China's "Real" GDP

Chinese Premier Li Keqiang once revealed (on Wiki Leaks) that China’s GDP was “man-made” and to track growth he preferred to observe change in bank lending, rail freight volume and electricity consumption (production). It does not take a PHD in Econometrics to have a sense that China’s reported GDP has been implausibly smooth over the past decade or more, particularly during the episode in 2015/2016 when there was a clear deterioration in growth that required material policy intervention in the form of an August devaluation in the renminbi (chart 1). It is also important to note that the Li Keqiang Index has highlighted the cyclical overshoot as well as the undershoot in GDP. The big picture point is that the inputs into the index are more difficult for local authorities’ to fudge. In contrast, real GDP does not reveal the entire truth about activity in China.

For markets, GDP is not particularly useful in China or anywhere else. It is an obvious point, but markets are forward looking and it is the rate of change in activity that matters with respect to its influence on profits, prices, policy expectations and risk perceptions. As we have often noted, the credit impulse in China (the rate of change in credit growth) has been a reliable indicator of the mini business cycle in China over the past decade or more. The rate of change in bank lending is a large sub-component of the credit impulse and of the Li Keqiang index noted above.

The credit impulse is important because it has an influence on the key component of China’s GDP, property and infrastructure. In turn, that is a key reason why it leads the rate of change in commodity prices (chart 2) and commodity linked markets. As we have also noted recently, the expansion and contraction in credit also tends to have a pro-cyclical influence on risk perceptions or the P/E valuation multiple in equities. The P/E tends to expand (that is investors will pay a higher multiple) when credit accelerates and a lower multiple when the rate of credit slows.

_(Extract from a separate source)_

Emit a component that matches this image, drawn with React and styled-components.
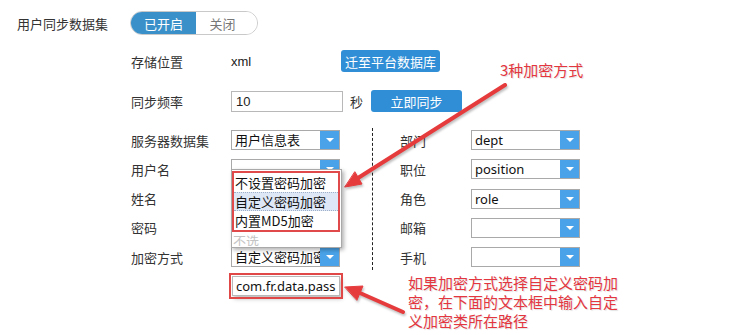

Put another way, it highlights the reflexivity in credit which is inflationary when taken on and deflationary when paid back.

The good news in the current episode is that the mini cycle slowdown in credit appears well advanced. The credit impulse slowed to -7% in August and is already consistent with trough conditions. The bad news is that the price signals in China’s high yield real estate market suggest that the contagion and weakness in property is broader and deeper. On the positive side, the ongoing strength in commodity prices (industrial metals) suggests that final demand might be holding up outside China’s property market and in other parts of the world.

Curiously, the major commodity currencies appear materially undervalued based on spot commodity prices and the underlying terms of trade (export prices relative to import prices or national income). This is true whether one looks at the Canadian, New Zealand, Australian dollars or the Norwegian Krone. Taken to its logical conclusion, the Australian dollar ought to be trading above parity to the US Dollar based on the terms of trade (chart 3). Of course, interest rate differentials suggest that the truth lies somewhere in between. Moreover, it might also be the case that the commodity markets still have to reflect the recent slowdown in China. On the positive side, if growth perceptions start to improve again in China and the credit impulse recovers, commodity currencies probably have material upside relative to underlying fundamentals.